You are called for a male patient who is unresponsive. Upon arrival, you note a 18 year old male, supine on the floor, unresponsive. GCS 3. Breathing at 8 times a minute. Patient has a good pulse. Patient's mother stated that the patient took Xanax and some cold medicine, but she unsure on the total amount of either taken.
You start ventilating your patient with a BVM, and insert an OPA, which he accepts. Patient is showing sinus tach at 142 bpm, on the monitor. BP stable. IV is established. No trauma noted. You notice that the patient's eyes are pinpoint. No other drugs are noted around the patient, and family is unsure if the patient took anything else.
You administer 2mg Narcan IV. The patient starts to vomit, and his respiratory rate improves, but to 30 breaths per minute. His GCS is now 6. You load the patient and start transport.

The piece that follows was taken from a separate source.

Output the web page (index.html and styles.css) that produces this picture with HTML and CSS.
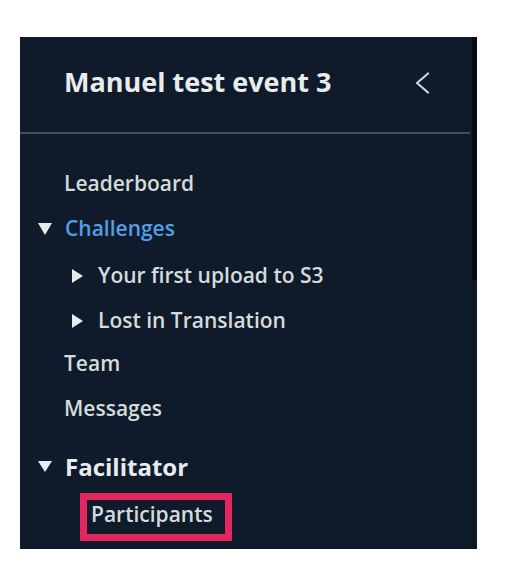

While transporting, you administer another 2mg of Naran. No improvement of the patient after the second dose. Patient still shows sinus tach at 148b bpm, on the monitor. BP stable. Patient is left on his left-side (left-lateral recumbent), due to the vomiting and aspirations precautions. Patient is still unresponsive, and GCS 6. BVM ventilations are still being performed.

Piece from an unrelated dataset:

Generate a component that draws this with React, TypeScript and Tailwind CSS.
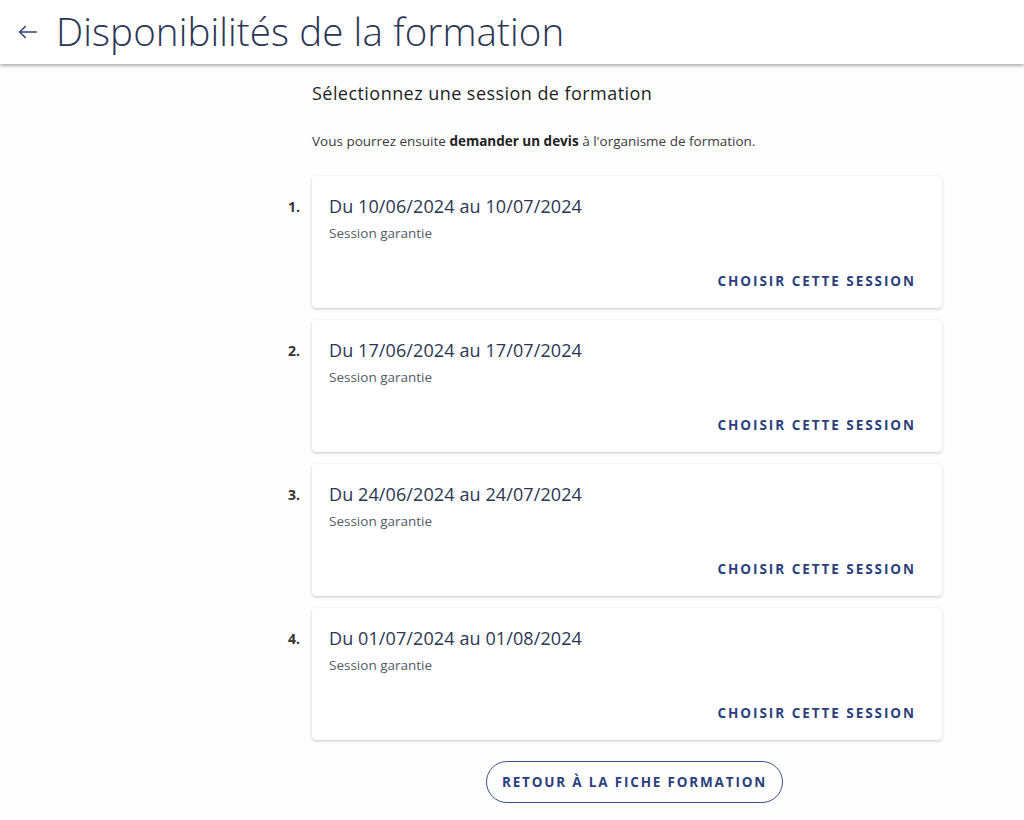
import React from "react"

type Session = {
    start: string
    end: string
}

const sessions: Session[] = [
    { start: "10/06/2024", end: "10/07/2024" },
    { start: "17/06/2024", end: "17/07/2024" },
    { start: "24/06/2024", end: "24/07/2024" },
    { start: "01/07/2024", end: "01/08/2024" }
]

const App = () => {
    return (
        <div className="min-h-[820px] bg-[#fefefe] text-[#2b3654]" style={{ fontFamily: "'Open Sans', Lato, sans-serif" }}>
            {/* Header */}
            <header className="h-[64px] bg-white flex items-center shadow-[0_2px_3px_rgba(0,0,0,0.3)] relative">
                <button type="button" className="ml-[17px] mr-[17px] text-[#2a3f7d]">
                    <svg width="22" height="22" viewBox="0 0 24 24" fill="none" stroke="currentColor" strokeWidth="1.6" strokeLinecap="round" strokeLinejoin="round">
                        <path d="M21 12H3" />
                        <path d="M9 6l-6 6 6 6" />
                    </svg>
                </button>
                <h1 className="text-[38.5px] font-light text-[#2b3654] tracking-[0.1px] -mt-[1px]">
                    Disponibilités de la formation
                </h1>
            </header>

            {/* Body */}
            <main className="w-[630px] ml-[312px] pt-[17px]">
                <h2 className="text-[18px] font-medium tracking-[0.45px] text-[#1e1e1e] leading-[24px]">
                    Sélectionnez une session de formation
                </h2>
                <p className="mt-[26px] text-[13.5px] text-[#3a3a3a] leading-[20px]">
                    Vous pourrez ensuite <b className="font-bold text-[#1e1e1e]">demander un devis</b> à l'organisme de formation.
                </p>

                <ol className="mt-[25px] flex flex-col gap-[12px]">
                    {sessions.map((s, i) => (
                        <li key={i} className="relative">
                            <span className="absolute -left-[24px] top-[20px] text-[14px] font-bold text-[#333]">
                                {i + 1}.
                            </span>
                            <div className="h-[132px] bg-white rounded-[4px] shadow-[0_1px_3px_rgba(0,0,0,0.22)] px-[17px] pt-[17px] pb-[17px] flex flex-col">
                                <div className="text-[18px] font-medium tracking-[0.1px] text-[#2b3654] leading-[26px]">
                                    Du {s.start} au {s.end}
                                </div>
                                <div className="mt-[5px] text-[13.5px] text-[#555a66] leading-[18px]">
                                    Session garantie
                                </div>
                                <div className="mt-auto flex justify-end">
                                    <button type="button" className="mr-[9px] text-[13.5px] font-bold tracking-[0.145em] text-[#2a3f7d] uppercase">
                                        Choisir cette session
                                    </button>
                                </div>
                            </div>
                        </li>
                    ))}
                </ol>

                <div className="flex justify-center mt-[21px] pl-[15px]">
                    <button type="button" className="h-[42px] px-[15px] rounded-full border border-[#3d5191] text-[13.5px] font-bold tracking-[0.135em] text-[#2a3f7d] uppercase">
                        Retour à la fiche formation
                    </button>
                </div>
            </main>
        </div>
    )
}

export default App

Patient is moved to the ER, where they end up intubating the patient.
What is Xanax?
Alprazolam or Xanax, is a benzo, which in lameness terms, is used to relax someone. Xanax is given to treat anxiety, treat symptoms associated with depression, and panic disorders.
Why pinpoint pupils?
It is unsure on why exactly the patient had pinpoint pupils. Xanax will not effect the pupil response. So, since the family is unsure if the patient took anything else, if the pupils are pinpoint, you can suspect that the patient took some type of opiate as well.

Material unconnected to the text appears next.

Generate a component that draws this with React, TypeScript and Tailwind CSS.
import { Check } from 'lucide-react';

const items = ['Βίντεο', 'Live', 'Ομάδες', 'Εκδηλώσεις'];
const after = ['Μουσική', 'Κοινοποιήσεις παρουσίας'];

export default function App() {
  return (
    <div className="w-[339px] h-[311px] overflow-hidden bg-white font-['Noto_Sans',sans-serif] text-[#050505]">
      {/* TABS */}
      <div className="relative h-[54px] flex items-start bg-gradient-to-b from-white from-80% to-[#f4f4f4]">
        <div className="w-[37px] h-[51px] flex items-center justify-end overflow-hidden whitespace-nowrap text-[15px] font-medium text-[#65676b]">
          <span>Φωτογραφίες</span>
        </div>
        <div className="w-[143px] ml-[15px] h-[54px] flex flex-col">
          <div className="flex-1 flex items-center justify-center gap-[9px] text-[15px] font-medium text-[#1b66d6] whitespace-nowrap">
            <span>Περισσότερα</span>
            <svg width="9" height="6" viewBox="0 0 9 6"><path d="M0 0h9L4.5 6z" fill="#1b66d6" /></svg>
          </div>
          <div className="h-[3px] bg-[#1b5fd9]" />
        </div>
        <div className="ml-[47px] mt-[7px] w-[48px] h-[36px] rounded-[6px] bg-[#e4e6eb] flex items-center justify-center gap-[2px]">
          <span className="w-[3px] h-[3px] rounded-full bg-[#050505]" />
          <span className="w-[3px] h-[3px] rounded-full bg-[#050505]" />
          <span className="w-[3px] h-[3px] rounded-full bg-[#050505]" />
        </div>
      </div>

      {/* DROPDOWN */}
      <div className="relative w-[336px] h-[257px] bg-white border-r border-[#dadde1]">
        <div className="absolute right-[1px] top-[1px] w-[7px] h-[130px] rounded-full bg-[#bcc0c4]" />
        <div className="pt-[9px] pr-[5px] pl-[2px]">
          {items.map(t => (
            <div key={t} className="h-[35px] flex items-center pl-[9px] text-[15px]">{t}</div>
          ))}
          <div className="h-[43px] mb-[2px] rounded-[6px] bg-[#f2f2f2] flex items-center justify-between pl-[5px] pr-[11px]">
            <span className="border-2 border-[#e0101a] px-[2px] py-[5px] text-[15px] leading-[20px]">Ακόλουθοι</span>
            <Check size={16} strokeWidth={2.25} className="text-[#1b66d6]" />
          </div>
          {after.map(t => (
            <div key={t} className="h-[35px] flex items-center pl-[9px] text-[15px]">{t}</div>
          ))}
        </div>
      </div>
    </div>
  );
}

What is Narcan? How does it work?
Narcan is a(n) opiate antagonist. It works by attaching to opiate receptor sites, and kicking off opiate molecules, which prevents the opiates from attaching to the opiate receptor site.
As you noticed, that not only did the patient have pinpoint pupils, but after the administration of Narcan, the patients had an improved of GCS, and he vomited. This is a sign that the patient has taken some type of opiate.
Why continue to ventilate with BVM?
Continue to ventilate your patient, with a BVM, not only because he is breathing at 30 times a minute, but also because we want to keep his oxygenated. If we reduce the oxygen that is given to patient, the patient may go into respiratory arrest, which may lead to cardiac arrest. Keep ventilating.
The OPA was used to help displace the tongue. This will allow the oxygen that we are administering to the patient, to pass into the trachea, and into the lungs. Without the OPA, the patient's tongue may block his trachea.